Innovation in the region is now focused on providing unique solutions to small- and medium-sized businesses, namely attempting to disrupt major corporate travel providers. The startup mentality that new firms are bringing to the area may be carried over to help link that corporate travel in with short-term rental platforms, especially those that primarily function online.
Skift believes that through its massive data collection ability, stranglehold on the search engine market, and its new focus on its own travel advertising services, Google promises to become a major player in the travel industry. This may prove costly to services like Booking.com, who may fall into direct competition with Google, and to Airbnb who rely on fair display on search engines to be uncovered.

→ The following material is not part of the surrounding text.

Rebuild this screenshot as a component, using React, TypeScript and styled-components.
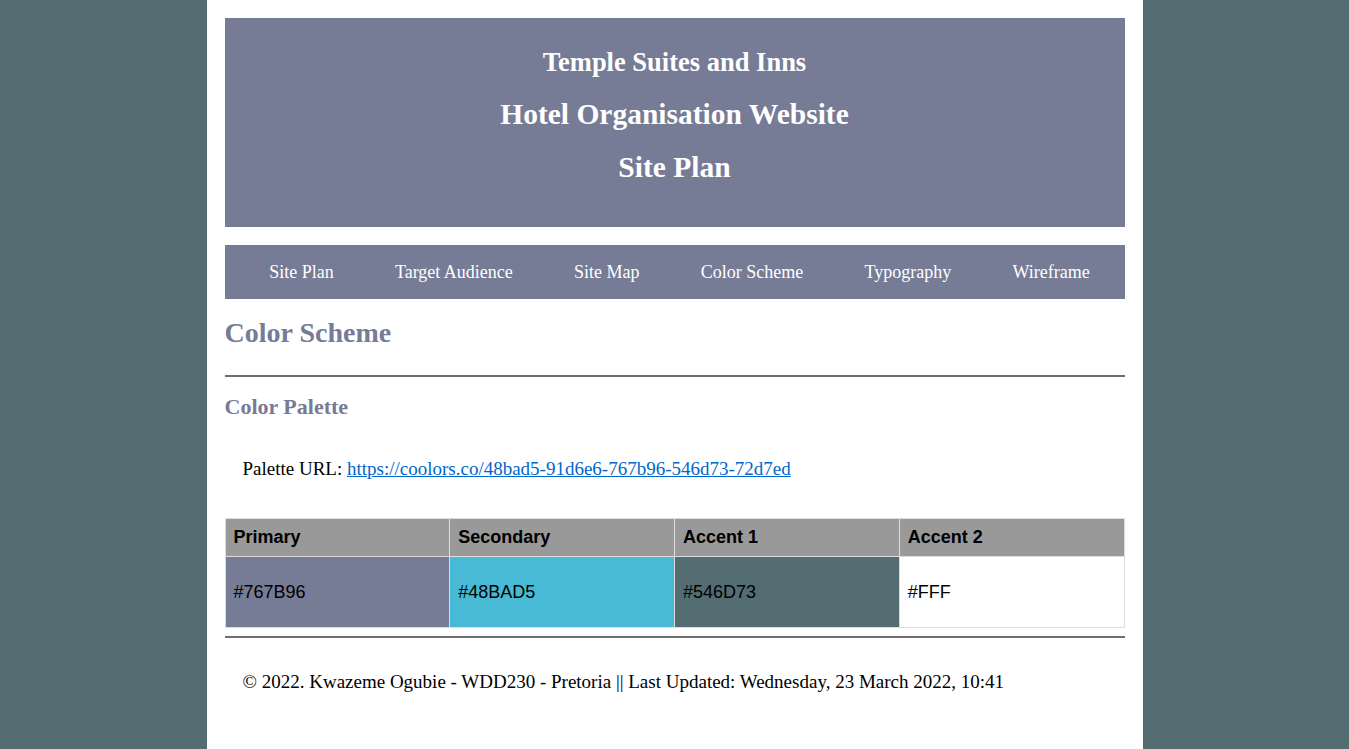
import React from "react";
import styled, { createGlobalStyle } from "styled-components";

const GlobalStyle = createGlobalStyle`
  html, body {
    margin: 0;
    padding: 0;
    background-color: #546d73;
  }
  * {
    box-sizing: border-box;
  }
`;

const navItems = ["Site Plan", "Target Audience", "Site Map", "Color Scheme", "Typography", "Wireframe"];

const palette = [
  { name: "Primary", value: "#767B96", bg: "#767b96" },
  { name: "Secondary", value: "#48BAD5", bg: "#48bad5" },
  { name: "Accent 1", value: "#546D73", bg: "#546d73" },
  { name: "Accent 2", value: "#FFF", bg: "#ffffff" },
];

export default function App() {
  return (
    <>
      <GlobalStyle />
      <Page>
        <Header>
          <SiteName>Temple Suites and Inns</SiteName>
          <HeaderLine>Hotel Organisation Website</HeaderLine>
          <HeaderLine>Site Plan</HeaderLine>
        </Header>
        <Nav>
          {navItems.map((item) => (
            <NavLink key={item} href="#">
              {item}
            </NavLink>
          ))}
        </Nav>
        <main>
          <Title>Color Scheme</Title>
          <Rule />
          <SubTitle>Color Palette</SubTitle>
          <Para>
            Palette URL:{" "}
            <Link href="#">https://coolors.co/48bad5-91d6e6-767b96-546d73-72d7ed</Link>
          </Para>
          <Table>
            <thead>
              <tr>
                {palette.map((p) => (
                  <Th key={p.name}>{p.name}</Th>
                ))}
              </tr>
            </thead>
            <tbody>
              <tr>
                {palette.map((p) => (
                  <Td key={p.name} $bg={p.bg}>
                    {p.value}
                  </Td>
                ))}
              </tr>
            </tbody>
          </Table>
          <Rule $tight />
        </main>
        <Footer>
          © 2022. Kwazeme Ogubie - WDD230 - Pretoria || Last Updated: Wednesday, 23 March 2022, 10:41
        </Footer>
      </Page>
    </>
  );
}

const Page = styled.div`
  width: 936px;
  min-height: 100vh;
  margin: 0 auto;
  padding: 18px;
  background-color: #fff;
  font-family: "Liberation Serif", "Times New Roman", serif;
`;

const Header = styled.header`
  height: 209px;
  padding-top: 18px;
  background-color: #767b96;
  color: #fff;
  text-align: center;
  font-weight: bold;
`;

const SiteName = styled.div`
  font-size: 26.5px;
  line-height: 52px;
`;

const HeaderLine = styled.div`
  font-size: 29.5px;
  line-height: 53px;
`;

const Nav = styled.nav`
  display: flex;
  justify-content: space-around;
  align-items: center;
  height: 54px;
  margin-top: 18px;
  padding: 0 4px 0 14px;
  background-color: #767b96;
`;

const NavLink = styled.a`
  color: #fff;
  text-decoration: none;
  font-size: 18px;
`;

const Title = styled.h2`
  margin: 17px 0 0;
  font-size: 28px;
  line-height: 34px;
  color: #767b96;
`;

const Rule = styled.hr<{ $tight?: boolean }>`
  margin: ${(p) => (p.$tight ? "8px 0 0" : "25px 0 0")};
  height: 2px;
  border: none;
  background-color: #6e6e6e;
`;

const SubTitle = styled.h3`
  margin: 17px 0 0;
  font-size: 22px;
  line-height: 26px;
  color: #767b96;
`;

const Para = styled.p`
  margin: 38px 0 0;
  padding-left: 18px;
  font-size: 19px;
  line-height: 22px;
  color: #000;
`;

const Link = styled.a`
  color: #0066cc;
`;

const Table = styled.table`
  width: 100%;
  margin-top: 38px;
  border-collapse: collapse;
  table-layout: fixed;
  font-family: "Liberation Sans", Arial, sans-serif;
  font-size: 18px;
`;

const Th = styled.th`
  height: 38px;
  padding: 0 8px;
  text-align: left;
  background-color: #999;
  border: 1px solid #ddd;
  color: #000;
`;

const Td = styled.td<{ $bg: string }>`
  height: 71px;
  padding: 0 8px;
  background-color: ${(p) => p.$bg};
  border: 1px solid #ddd;
  color: #000;
`;

const Footer = styled.footer`
  margin-top: 33px;
  padding-left: 18px;
  font-size: 19px;
  line-height: 22px;
  color: #000;
`;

According to the publication, the future is either defined by tech, or defined by those who make it, which is something we agree with. For short-term rentals in particular, given the important role both start-up culture and tech solutions have had in its growth, technology’s impact on society may end up being the most important trend of all.
Legislation- the unsaid trend
The largest trend of the decade may be the popular and legislative backlash to the short-term rental market. We have already seen one of the largest pieces of legislation put in place already, as Scotland last week announced sweeping regulations over the industry. As cities across the world put in place new planning regulations, there is a clear concern within urban communities that the rise of short-term lets has led to a change in their own standard of living.
The key question that will decide winners and losers is how they navigate these new rules, and whether or not their business models can quickly adapt to shifting legislation, while staying acceptable in the public eye. It is here where companies like Sonder may meet their match; with the “investment property” becoming a target for cities seeking to quiet public concerns, companies whose business models require the mass purchase and redevelopment of urban housing may either have to seek loopholes to continue working, or go under new legislative standards.